All basis shapes of primary production articles can be produced including rods, plates, pipes, and cones. While numerous base matrixes are contemplated by the present invention, specific examples include copper, iron, magnesium, nickel, chromium, aluminum, beryllium, tungsten, titanium, alloys or other mixtures based upon these elements, and ceramics such as magnesium oxide and/or aluminum oxide and/or glass. Through the controlled variation of the solidification pressure, various pore shapes can be formed. Figures 3 and 4 illustrate spherical pores 34. Figures 5 and 6 illustrate ellipsoidal pore structures 36 and Figures 7 and 8 illustrate cylindrical
pore structures 38. Additional pore structures which are contemplated by the present invention include slot-like, conical, and necked. As seen in Figures 4, 6, and 8, by varying the solidification pressure for an elapsed period of time during solidification, it is possible to adjacently produce porous 40 and nonporous regions 42 within the same material.

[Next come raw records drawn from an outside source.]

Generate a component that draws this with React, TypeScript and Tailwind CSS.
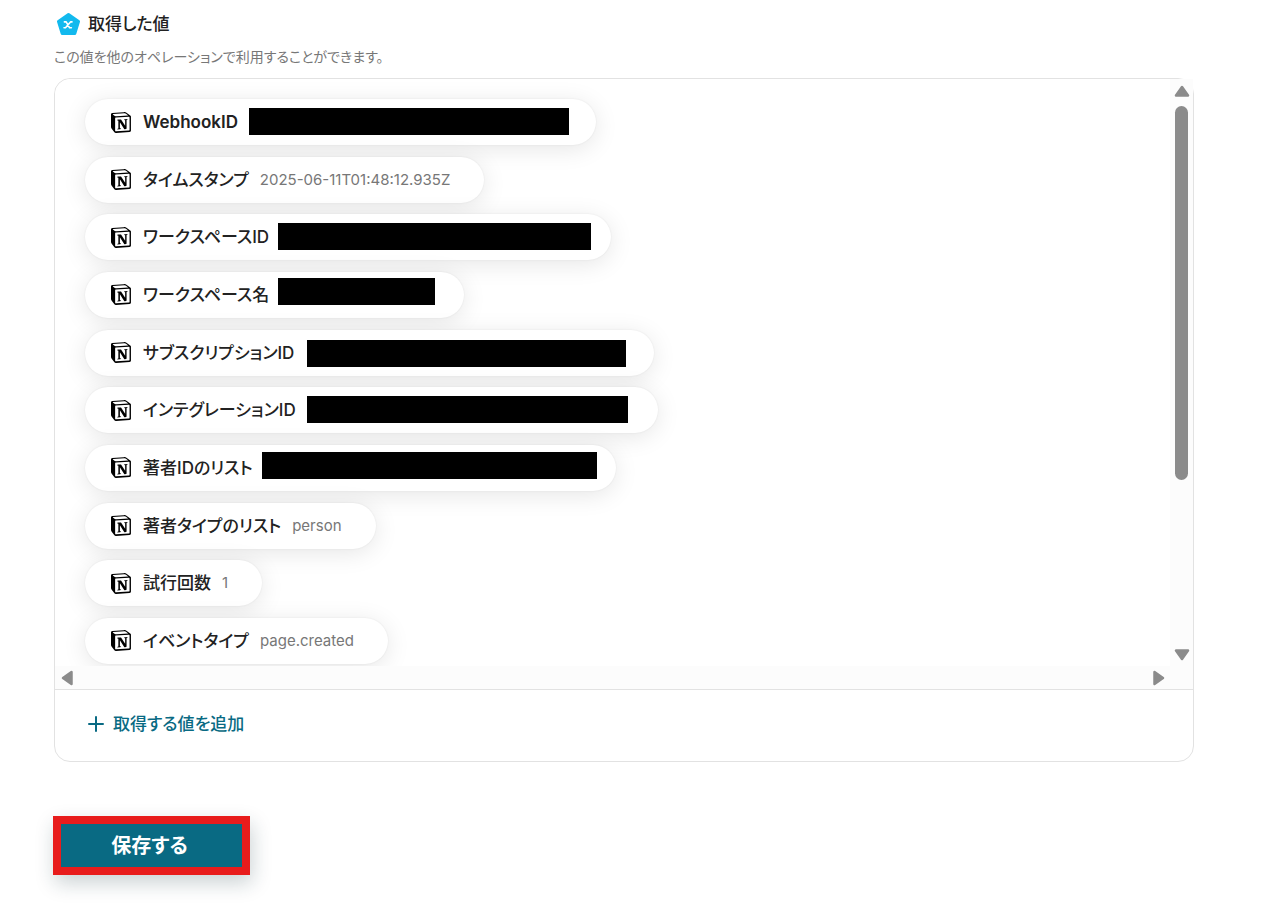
type Value = {
  label: string;
  value?: string;
  pill?: string;
  mask?: string;
};

const values: Value[] = [
  { label: "WebhookID", pill: "w-[511px] font-semibold", mask: "left-[164px] top-[9px] w-[320px]" },
  { label: "タイムスタンプ", value: "2025-06-11T01:48:12.935Z" },
  { label: "ワークスペースID", pill: "w-[526px]", mask: "left-[193px] top-[9px] w-[313px]" },
  { label: "ワークスペース名", pill: "w-[379px]", mask: "left-[193px] top-[6px] w-[157px]" },
  { label: "サブスクリプションID", pill: "w-[569px]", mask: "left-[222px] top-[10px] w-[319px]" },
  { label: "インテグレーションID", pill: "w-[573px]", mask: "left-[222px] top-[9px] w-[321px]" },
  { label: "著者IDのリスト", pill: "w-[531px]", mask: "left-[177px] top-[7px] w-[335px]" },
  { label: "著者タイプのリスト", value: "person" },
  { label: "試行回数", value: "1" },
  { label: "イベントタイプ", value: "page.created" },
];

function NotionIcon() {
  return (
    <svg viewBox="0 0 96 100" className="h-[21px] w-5 shrink-0" aria-hidden="true">
      <path
        fill="#fff"
        d="M6.017 4.313l55.333 -4.087c6.797 -0.583 8.543 -0.19 12.817 2.917l17.663 12.443c2.913 2.14 3.883 2.723 3.883 5.053v68.243c0 4.277 -1.553 6.807 -6.99 7.193L24.467 99.967c-4.08 0.193 -6.023 -0.39 -8.16 -3.113L3.3 79.94c-2.333 -3.113 -3.3 -5.443 -3.3 -8.167V11.113c0 -3.497 1.553 -6.413 6.017 -6.8z"
      />
      <path
        fill="#000"
        fillRule="evenodd"
        d="M61.35 0.227l-55.333 4.087C1.553 4.7 0 7.617 0 11.113v60.66c0 2.723 0.967 5.053 3.3 8.167l13.007 16.913c2.137 2.723 4.08 3.307 8.16 3.113l64.257 -3.89c5.433 -0.387 6.99 -2.917 6.99 -7.193V20.64c0 -2.21 -0.873 -2.847 -3.443 -4.733L74.167 3.143c-4.273 -3.107 -6.02 -3.5 -12.817 -2.917zM25.92 19.523c-5.247 0.353 -6.437 0.433 -9.417 -1.99L8.927 11.507c-0.77 -0.78 -0.383 -1.753 1.557 -1.947l53.193 -3.887c4.467 -0.39 6.793 1.167 8.54 2.527l9.123 6.61c0.39 0.197 1.36 1.36 0.193 1.36l-54.933 3.307 -0.68 0.047zM19.803 88.3V30.367c0 -2.53 0.777 -3.697 3.103 -3.893L86 22.78c2.14 -0.193 3.107 1.167 3.107 3.693v57.547c0 2.53 -0.39 4.67 -3.883 4.863l-60.377 3.5c-3.493 0.193 -5.043 -0.97 -5.043 -4.083zm59.6 -54.827c0.387 1.75 0 3.5 -1.75 3.7l-2.91 0.577v42.773c-2.527 1.36 -4.853 2.137 -6.797 2.137 -3.107 0 -3.883 -0.973 -6.21 -3.887l-19.03 -29.94v28.967l6.02 1.363s0 3.5 -4.857 3.5l-13.39 0.777c-0.39 -0.78 0 -2.723 1.357 -3.11l3.497 -0.97v-38.3L30.48 40.667c-0.39 -1.75 0.58 -4.277 3.3 -4.473l14.367 -0.967 19.8 30.327v-26.83l-5.047 -0.58c-0.39 -2.143 1.163 -3.7 3.103 -3.89l13.4 -0.78z"
      />
    </svg>
  );
}

function VariableIcon() {
  return (
    <svg viewBox="0 0 24 24" className="size-6 shrink-0" aria-hidden="true">
      <path
        d="M12.5 2.6 22.5 9.6 18.8 21.5H6.2L2.5 9.6Z"
        fill="#12b9ee"
        stroke="#12b9ee"
        strokeWidth="3"
        strokeLinejoin="round"
      />
      <path
        d="M8.4 9.9H10.2L13.6 15.8H15.4M16 9.9H14.5L9.5 15.8H8"
        fill="none"
        stroke="#fff"
        strokeWidth="1.6"
        strokeLinecap="round"
        strokeLinejoin="round"
      />
    </svg>
  );
}

function Arrow({ className }: { className: string }) {
  return (
    <svg viewBox="0 0 16 12" className={className} aria-hidden="true">
      <path d="M8 2 14 10.5H2Z" fill="#8b8b8b" stroke="#8b8b8b" strokeWidth="2.5" strokeLinejoin="round" />
    </svg>
  );
}

function Pill({ item }: { item: Value }) {
  return (
    <li
      className={`relative flex h-[46px] items-center rounded-full bg-white pr-[34px] pl-[26px] shadow-[0_0_2px_rgba(0,0,0,0.08),0_4px_24px_rgba(0,0,0,0.1)] ${item.pill ?? ""}`}
    >
      <NotionIcon />
      <span
        className={`ml-3 text-[17px] leading-6 whitespace-nowrap text-[#222] ${item.label === "WebhookID" ? "font-semibold" : "font-medium"}`}
      >
        {item.label}
      </span>
      {item.value && (
        <span className="ml-[11px] text-[15px] leading-6 whitespace-nowrap text-[#777]">{item.value}</span>
      )}
      {item.mask && <span className={`absolute h-[27px] bg-black ${item.mask}`} />}
    </li>
  );
}

export default function App() {
  return (
    <main className="min-h-screen bg-white pt-3 pr-[91px] pb-9 pl-[54px] font-['Inter','Noto_Sans_CJK_JP',sans-serif] [font-feature-settings:'palt']">
      <header>
        <div className="flex h-6 items-center gap-2 pl-[2px]">
          <VariableIcon />
          <h1 className="text-[17px] leading-6 font-medium text-[#222]">取得した値</h1>
        </div>
        <p className="mt-3 text-sm leading-[18px] text-[#777]">
          この値を他のオペレーションで利用することができます。
        </p>
      </header>

      <section className="mt-3 rounded-2xl border border-[#e2e2e2]">
        <div className="flex">
          <ul className="flex h-[587px] min-w-0 flex-1 flex-col items-start justify-between overflow-hidden rounded-tl-2xl bg-white pt-5 pb-[2px] pl-[30px]">
            {values.map((item) => (
              <Pill key={item.label} item={item} />
            ))}
          </ul>
          <div className="flex w-[23px] flex-col items-center bg-[#fcfcfc] pt-[6px] pb-[5px]" aria-hidden="true">
            <Arrow className="h-3 w-4" />
            <div className="mt-[9px] h-[374px] w-[13px] rounded-full bg-[#8b8b8b]" />
            <Arrow className="mt-auto h-3 w-4 rotate-180" />
          </div>
        </div>
        <div
          className="flex h-[23px] items-center justify-between bg-[#fcfcfc] pr-[26px] pl-1"
          aria-hidden="true"
        >
          <Arrow className="h-3 w-4 -rotate-90" />
          <Arrow className="h-3 w-4 rotate-90" />
        </div>
        <div className="border-t border-[#e2e2e2] px-8 pt-[22px] pb-[25px]">
          <button
            type="button"
            className="flex h-6 items-center gap-2 text-[17px] leading-6 font-medium text-[#096a83]"
          >
            <svg viewBox="0 0 18 18" className="size-[18px]" aria-hidden="true">
              <path d="M9 2v14M2 9h14" stroke="currentColor" strokeWidth="2" strokeLinecap="round" />
            </svg>
            取得する値を追加
          </button>
        </div>
      </section>

      <button
        type="button"
        className="mt-[54px] -ml-px flex h-[59px] w-[197px] items-center justify-center border-8 border-[#e81c1c] bg-[#096a83] pr-1 text-xl font-bold text-white shadow-[2px_8px_20px_rgba(20,50,60,0.22)]"
      >
        保存する
      </button>
    </main>
  );
}
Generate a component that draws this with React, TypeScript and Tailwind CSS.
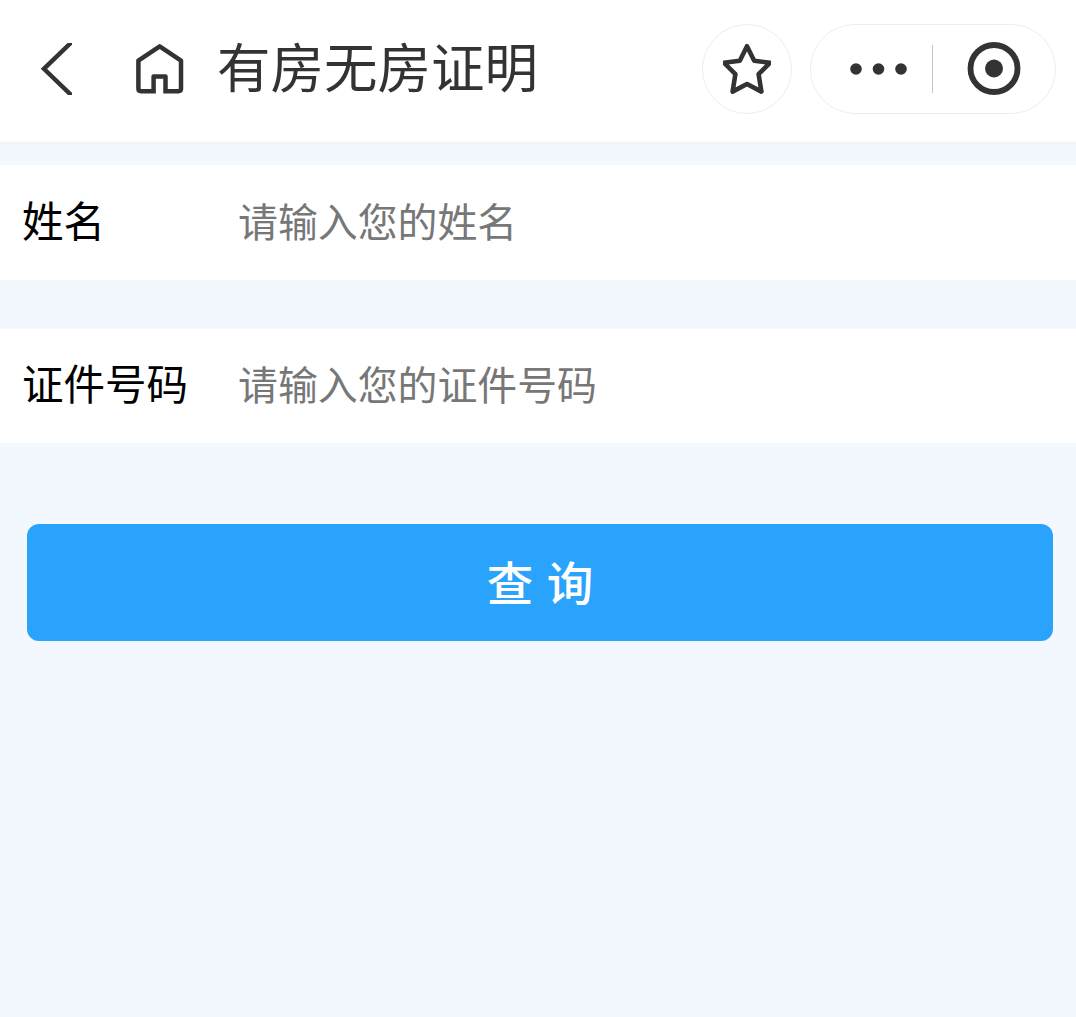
const fields = [
  { id: "name", label: "姓名", placeholder: "请输入您的姓名", row: "h-[115px]" },
  { id: "idNumber", label: "证件号码", placeholder: "请输入您的证件号码", row: "h-[114px]" },
] as const;

function BackIcon() {
  return (
    <svg width="32" height="52" viewBox="0 0 32 52" fill="none" aria-hidden="true">
      <path d="M34 -3.2L3.9 25.8L34 54.8" stroke="#333" strokeWidth="4.4" />
    </svg>
  );
}

function HomeIcon() {
  return (
    <svg width="48" height="52" viewBox="0 0 48 52" fill="none" aria-hidden="true">
      <path
        d="M17.6 50.5V33.6H29.5V50.5M17.6 48.2H5Q2.4 48.2 2.4 45.6V17.6L23.7 3.4L45 17.6V45.6Q45 48.2 42.4 48.2H29.5"
        stroke="#333"
        strokeWidth="4.5"
        strokeLinejoin="round"
      />
    </svg>
  );
}

function StarIcon() {
  return (
    <svg width="48" height="52" viewBox="0 0 48 52" fill="none" aria-hidden="true">
      <path
        d="M24 3.2L31.2 17.7L47 19.8L35.6 31.2L38.4 48.6L24 41L9.6 48.6L12.4 31.2L1 19.8L16.8 17.7Z"
        stroke="#333"
        strokeWidth="4.6"
        strokeLinejoin="round"
      />
    </svg>
  );
}

function Header() {
  return (
    <header className="flex h-36 items-start border-b-2 border-[#f1f4f7] bg-white pl-10 pr-5 pt-6">
      <div className="flex h-[90px] items-center">
        <button aria-label="返回">
          <BackIcon />
        </button>
        <button aria-label="首页" className="ml-16">
          <HomeIcon />
        </button>
        <h1 className="ml-[33px] pb-2 text-[53.5px] leading-[82px] text-[#333]">有房无房证明</h1>
      </div>

      <div className="ml-auto flex h-[90px] gap-[18px]">
        <button
          aria-label="收藏"
          className="flex size-[90px] items-center justify-center rounded-full border border-[#ededed]"
        >
          <StarIcon />
        </button>
        <div className="flex w-[246px] items-center rounded-full border border-[#ededed]">
          <button aria-label="更多" className="ml-[39px]">
            <svg width="58" height="12" viewBox="0 0 58 12" fill="#333" aria-hidden="true">
              <circle cx="6" cy="6" r="5.8" />
              <circle cx="28.5" cy="6" r="5.8" />
              <circle cx="51" cy="6" r="5.8" />
            </svg>
          </button>
          <span className="ml-6 h-12 w-px bg-[#c4c4c4]" />
          <button aria-label="关闭" className="ml-[34px]">
            <svg width="54" height="54" viewBox="0 0 54 54" fill="none" aria-hidden="true">
              <circle cx="27" cy="26.5" r="23.5" stroke="#333" strokeWidth="5.8" />
              <circle cx="27" cy="26.5" r="9" fill="#333" />
            </svg>
          </button>
        </div>
      </div>
    </header>
  );
}

export default function App() {
  return (
    <div className="min-h-[1017px] w-full bg-[#f3f8ff] font-['Noto_Sans_CJK_SC',sans-serif]">
      <Header />

      <form className="pt-[21px]">
        <div className="flex flex-col gap-[49px]">
          {fields.map((f) => (
            <div key={f.id} className={`flex items-center bg-white pb-2 pl-[22px] ${f.row}`}>
              <label htmlFor={f.id} className="w-[216px] shrink-0 text-[41.5px] leading-[60px] text-black">
                {f.label}
              </label>
              <input
                id={f.id}
                type="text"
                placeholder={f.placeholder}
                className="mt-0.5 h-[60px] min-w-0 flex-1 text-[39.9px] leading-[60px] outline-none placeholder:text-[#777]"
              />
            </div>
          ))}
        </div>

        <button
          type="button"
          className="ml-[27px] mt-[81px] flex h-[117px] w-[1026px] items-center justify-center rounded-xl bg-[#29a3fb] pb-[3px] text-[46.5px] font-medium text-white [word-spacing:3px]"
        >
          查 询
        </button>
      </form>
    </div>
  );
}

In one example of the present invention aluminum (9%) bronze is melted in an autoclave 10 in a hydrogen atmosphere at a pressure of 0.6 MPa. The melt 22 is heated to 1,500 K, held for five minutes, and then poured into a mold 28 having a radial heat sink 32. Simultaneously, the pressure in the autoclave 10 is increased to 0.9 MPa. The increased pressure level is held constant until solidification is completed (about five minutes) . The autoclave is then depressurized and the product removed. The final product consists of porous bronze having axially oriented pores with a total void content or porosity value of 35%. According to Equation (5) , increasing the pressure in the autoclave during solidification will produce lower porosities in the final product. From Equation (5) , the upper pressure limit can be determined above which the porosity will be equal to zero, i.e. the material will be nonporous. When pressure is increased to the upper pressure limit during solidification, the formation of a nonporous layer will begin. Conversely, if the pressure is thereafter decreased below the upper
pressure limit, a porous region in the material will again begin to form. In this way structures with alternating porous and nonporous regions can be obtained or an article having a nonporous "skin" can be produced (see Figure 7) . Also according to Equation (5) , it is possible to make converging pores by gradually increasing the pressure during directional solidification; diverging pores can be formed by decreasing the pressure during directional solidification. The present invention is simple in operation and ensures high productivity while maintaining pore quality. The process of the present invention can be readily used on an industrial scale upon providing an autoclave having sufficient size, temperature control system, and an atmospheric system wherein the both composition and pressure of the atmosphere can be controlled.
It has been observed that porous structures made in accordance with this invention exhibit superior mechanical properties. In particular, porous articles having pores of equal to or less than 100 microns in size with a porosity of equal to or less than 35% have a specific strength that is greater than that of the base material.
While the above description constitutes the preferred embodiments of the present invention, it will be appreciated that the invention is susceptible to modification, variation and change without departing from
the proper scope and fair meaning of the accompanying claims.